On Thu, 18 May 2000, Jan Schrage wrote:
> If
> you are running a business, German tax laws require you to keep history
> for at least ten years
However, that does not imply that you must keep them "online". Archiving
closed books should be fine. If the auditors want the old records, they can
open a copy of the archive to access it.
> Of course the
> introduction of accounting periods into gnucash requires a change of the
> data format...
Perhaps.
There is the fundamental problem which is created by trying to treat income
and expenses in the same account structure as that used for assets and
liabilities/equity.
The difficulty has to do with the conflict between "closing" books and the
generation of reports/graphs which include information from those accounting
periods.
I strongly suggest that we address this now and establish the structure we
intend to use.
In traditional accounting, you actually start a new set of accounts each
period. However, for reporting, it is probably easier to have a single
account (file) that spans multiple accounting periods.

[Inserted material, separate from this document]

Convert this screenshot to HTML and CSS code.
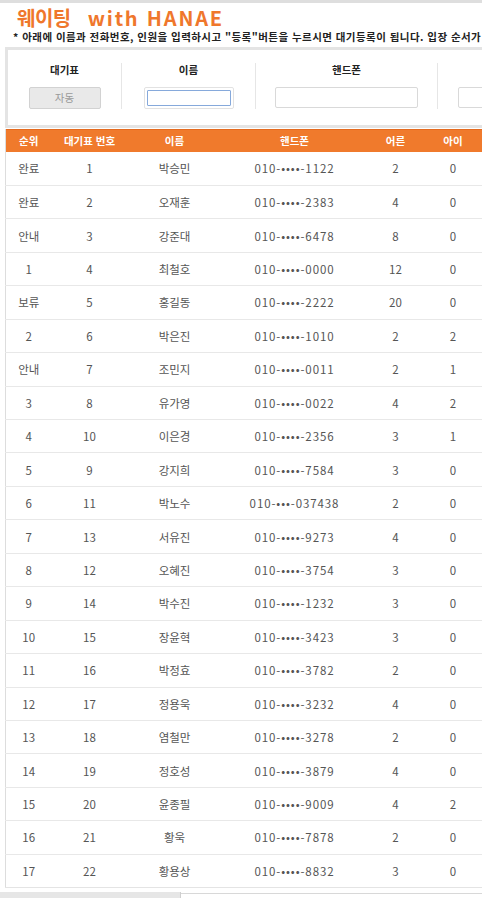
FILE: index.html
```html
<!DOCTYPE html>
<html lang="ko">
<head>
<meta charset="utf-8">
<title>웨이팅 with HANAE</title>
<link rel="stylesheet" href="styles.css">
</head>
<body>
<div class="top-strip"></div>
<div class="page">
  <h1 class="title"><span class="title-ko">웨이팅</span><span class="title-en">with HANAE</span></h1>
  <p class="notice">* 아래에 이름과 전화번호, 인원을 입력하시고 "등록"버튼을 누르시면 대기등록이 됩니다. 입장 순서가 되면 문자로 알려드립니다.</p>

  <div class="form-box">
    <div class="field f-ticket">
      <label class="f-label">대기표</label>
      <button class="auto-btn" type="button">자동</button>
    </div>
    <div class="field f-name">
      <label class="f-label">이름</label>
      <span class="focus-ring"><input class="f-input name-input" type="text"></span>
    </div>
    <div class="field f-phone">
      <label class="f-label">핸드폰</label>
      <input class="f-input phone-input" type="text">
    </div>
    <div class="field f-people">
      <span class="f-label"></span>
      <input class="f-input people-input" type="text">
    </div>
  </div>

  <table class="wait-table">
    <colgroup>
      <col class="c-rank"><col class="c-no"><col class="c-name"><col class="c-phone"><col class="c-adult"><col class="c-kid"><col class="c-extra">
    </colgroup>
    <thead>
      <tr><th>순위</th><th>대기표 번호</th><th>이름</th><th>핸드폰</th><th>어른</th><th>아이</th><th></th></tr>
    </thead>
    <tbody>
      <tr><td>완료</td><td>1</td><td>박승민</td><td>010-••••-1122</td><td>2</td><td>0</td><td></td></tr>
      <tr><td>완료</td><td>2</td><td>오재훈</td><td>010-••••-2383</td><td>4</td><td>0</td><td></td></tr>
      <tr><td>안내</td><td>3</td><td>강준대</td><td>010-••••-6478</td><td>8</td><td>0</td><td></td></tr>
      <tr><td>1</td><td>4</td><td>최철호</td><td>010-••••-0000</td><td>12</td><td>0</td><td></td></tr>
      <tr><td>보류</td><td>5</td><td>홍길동</td><td>010-••••-2222</td><td>20</td><td>0</td><td></td></tr>
      <tr><td>2</td><td>6</td><td>박은진</td><td>010-••••-1010</td><td>2</td><td>2</td><td></td></tr>
      <tr><td>안내</td><td>7</td><td>조민지</td><td>010-••••-0011</td><td>2</td><td>1</td><td></td></tr>
      <tr><td>3</td><td>8</td><td>유가영</td><td>010-••••-0022</td><td>4</td><td>2</td><td></td></tr>
      <tr><td>4</td><td>10</td><td>이은경</td><td>010-••••-2356</td><td>3</td><td>1</td><td></td></tr>
      <tr><td>5</td><td>9</td><td>강지희</td><td>010-••••-7584</td><td>3</td><td>0</td><td></td></tr>
      <tr><td>6</td><td>11</td><td>박노수</td><td>010-•••-037438</td><td>2</td><td>0</td><td></td></tr>
      <tr><td>7</td><td>13</td><td>서유진</td><td>010-••••-9273</td><td>4</td><td>0</td><td></td></tr>
      <tr><td>8</td><td>12</td><td>오혜진</td><td>010-••••-3754</td><td>3</td><td>0</td><td></td></tr>
      <tr><td>9</td><td>14</td><td>박수진</td><td>010-••••-1232</td><td>3</td><td>0</td><td></td></tr>
      <tr><td>10</td><td>15</td><td>장윤혁</td><td>010-••••-3423</td><td>3</td><td>0</td><td></td></tr>
      <tr><td>11</td><td>16</td><td>박정효</td><td>010-••••-3782</td><td>2</td><td>0</td><td></td></tr>
      <tr><td>12</td><td>17</td><td>정용욱</td><td>010-••••-3232</td><td>4</td><td>0</td><td></td></tr>
      <tr><td>13</td><td>18</td><td>염철만</td><td>010-••••-3278</td><td>2</td><td>0</td><td></td></tr>
      <tr><td>14</td><td>19</td><td>정호성</td><td>010-••••-3879</td><td>4</td><td>0</td><td></td></tr>
      <tr><td>15</td><td>20</td><td>윤종필</td><td>010-••••-9009</td><td>4</td><td>2</td><td></td></tr>
      <tr><td>16</td><td>21</td><td>황욱</td><td>010-••••-7878</td><td>2</td><td>0</td><td></td></tr>
      <tr><td>17</td><td>22</td><td>황용상</td><td>010-••••-8832</td><td>3</td><td>0</td><td></td></tr>
    </tbody>
  </table>
</div>
<div class="bottom-bar"><div class="bottom-thumb"></div></div>
</body>
</html>
```
FILE: styles.css
```css
html, body {
  margin: 0;
  padding: 0;
  background: #ffffff;
  overflow: hidden;
}

body {
  font-family: "Noto Sans CJK KR", "Noto Sans", sans-serif;
  color: #333;
  width: 482px;
  height: 900px;
}

.top-strip {
  height: 3px;
  background: #dedede;
}

.page {
  width: 620px;
  padding-left: 5px;
}

.title {
  margin: 4px 0 0 12px;
  font-size: 20px;
  line-height: 22px;
  font-weight: 700;
  color: #ef772c;
  white-space: nowrap;
}

.title-ko {
  letter-spacing: -0.5px;
}

.title-en {
  margin-left: 17px;
  letter-spacing: 1.8px;
}

.notice {
  margin: 1px 0 0 8px;
  font-size: 10.5px;
  line-height: 13px;
  font-weight: 700;
  color: #222;
  white-space: nowrap;
  letter-spacing: 0.45px;
}

.form-box {
  margin-top: 4px;
  height: 75px;
  border: 3px solid #e4e4e4;
  background: #fff;
  display: flex;
  align-items: flex-start;
  box-sizing: content-box;
}

.field {
  margin-top: 13px;
  height: 46px;
  display: flex;
  flex-direction: column;
  align-items: center;
  box-sizing: border-box;
}

.field + .field {
  border-left: 1px solid #e6e6e6;
}

.f-ticket { width: 113px; }
.f-name { width: 134px; }
.f-phone { width: 182px; }
.f-people { width: 160px; align-items: flex-start; padding-left: 20px; }

.f-label {
  font-size: 10.5px;
  line-height: 14px;
  font-weight: 700;
  color: #222;
  height: 14px;
}

.auto-btn {
  margin-top: 10px;
  width: 72px;
  height: 22px;
  padding: 0;
  border: 1px solid #d2d2d2;
  border-radius: 2px;
  background: #e9e9e9;
  color: #9a9a9a;
  font-family: "Noto Sans CJK KR", sans-serif;
  font-size: 10.5px;
  line-height: 20px;
}

.focus-ring {
  margin-top: 10px;
  display: block;
  padding: 2px;
  border: 1px solid #e2e2e2;
  border-radius: 2px;
}

.f-input {
  box-sizing: border-box;
  border: 1px solid #d9d9d9;
  border-radius: 2px;
  background: #fff;
  height: 21px;
  padding: 0 4px;
  font-family: "Noto Sans CJK KR", sans-serif;
  font-size: 11px;
  outline: none;
}

.name-input {
  width: 84px;
  height: 16px;
  border: 1.5px solid #86a9db;
  border-radius: 1px;
  display: block;
}

.phone-input {
  margin-top: 10px;
  width: 143px;
}

.people-input {
  margin-top: 10px;
  width: 80px;
}

.wait-table {
  margin-top: 1px;
  border-collapse: collapse;
  table-layout: fixed;
  width: 537px;
  border-left: 1px solid #dddddd;
  border-bottom: 1px solid #e4e4e4;
}

.c-rank { width: 46px; }
.c-no { width: 76px; }
.c-name { width: 94px; }
.c-phone { width: 146px; }
.c-adult { width: 56px; }
.c-kid { width: 59px; }
.c-extra { width: 60px; }

.wait-table th {
  height: 23px;
  padding: 0;
  background: #f07a2c;
  color: #ffffff;
  font-size: 10.5px;
  font-weight: 700;
  text-align: center;
  white-space: nowrap;
  box-shadow: inset 0 1px 0 #e46a1e;
}

.wait-table td {
  height: 33.44px;
  padding: 0;
  text-align: center;
  font-size: 11.5px;
  color: #555;
  border-top: 1px solid #e8e8e8;
  box-sizing: border-box;
  white-space: nowrap;
}

.wait-table td:nth-child(4) {
  letter-spacing: 0.9px;
}

.wait-table tbody tr:first-child td {
  border-top: none;
}

.bottom-bar {
  margin-top: 5px;
  height: 1px;
  background: #d8d8d8;
  position: relative;
}

.bottom-thumb {
  position: absolute;
  left: 0;
  top: -1px;
  width: 180px;
  height: 6px;
  background: #e6e6e6;
  border-right: 1px solid #cfcfcf;
}
```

"Rolling up" closed entries can be accomplished by a series of
transformations which merge and simplify transactions.
This brings up an interesting question. Should we allow a single transaction
to have multiple dates?
One advantage in doing so is that we can easily handle the bank account
"matching" by posting the expense debit on the date that the cheque was
written and the bank credit on the date that the cheque is posted by the bank.